The `compare_tables` method returns a `TableComparison` object which we will work with in the following.

In [None]:
compare_1_2 = sc.compare_tables(
    engine, table1, table2, join_columns=["id"], column_name_mapping={
        "id": "identification",
        "name": "label",
        "age": "wisdom",
        "gpa": "score"
    }
)
print(compare_1_2)

## Generating Reports

Often the first thing we will want to do with a `TableComparison` is to generate a report to get an idea of what the key differences between the compared tables are. A simple report could look like the following:

In [None]:
compare_1_2.summary_report()

## Exploring Returned Data

After looking at the report, we may wish to explore some of the values in more detail, or use them programmatically. Some values, such as row counts and column names, are already accessible:

In [None]:
n_columns_left = compare_1_2.row_counts.left
print(f"{n_columns_left} columns in the left table")

n_rows_unjoined_left = compare_1_2.row_matches.n_unjoined_left
print(f"{n_rows_unjoined_left} columns in the left table could not be inner-joined")

Additionally, some SQLAlchemy queries are stored in these objects that we can use to explore the data in more depth. Since these queries have not yet been executed, we can add on to them!

In [None]:
unjoined_left = compare_1_2.row_matches.unjoined_left
print(unjoined_left)

# We can use our engine to execute these queries!
unjoined_left_df = pd.read_sql(unjoined_left, engine)
print(unjoined_left_df)

As an example of adding to these queries, let's limit the number of rows we query for to 1

In [None]:
unjoined_left_limited = unjoined_left.limit(1)

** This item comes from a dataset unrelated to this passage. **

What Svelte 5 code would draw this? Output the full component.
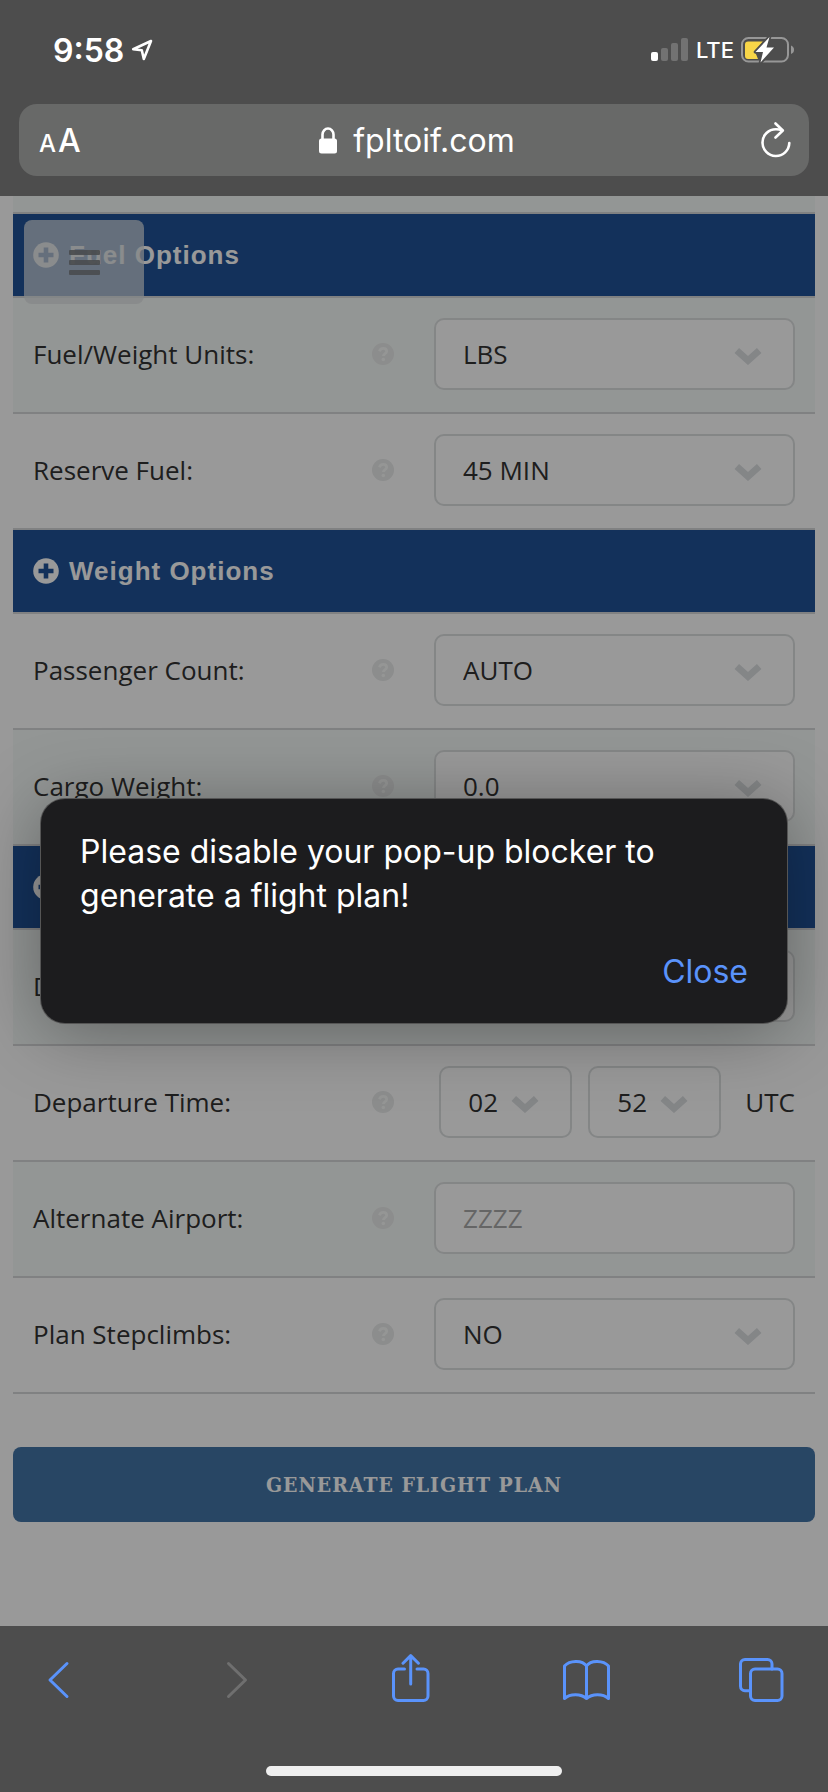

print("Unjoined Left Query (Limited):")
print(unjoined_left_limited)

# We can use our engine to execute these queries!
unjoined_left_df = pd.read_sql(unjoined_left_limited, engine)
print("\nUnjoined Left Query Result (Limited):")
print(unjoined_left_df)

Finally, we can use the function `get_top_changes` to access the most common changes in each column:

In [None]:
compare_1_2.get_top_changes("name")

Now you should be ready to get started on your own!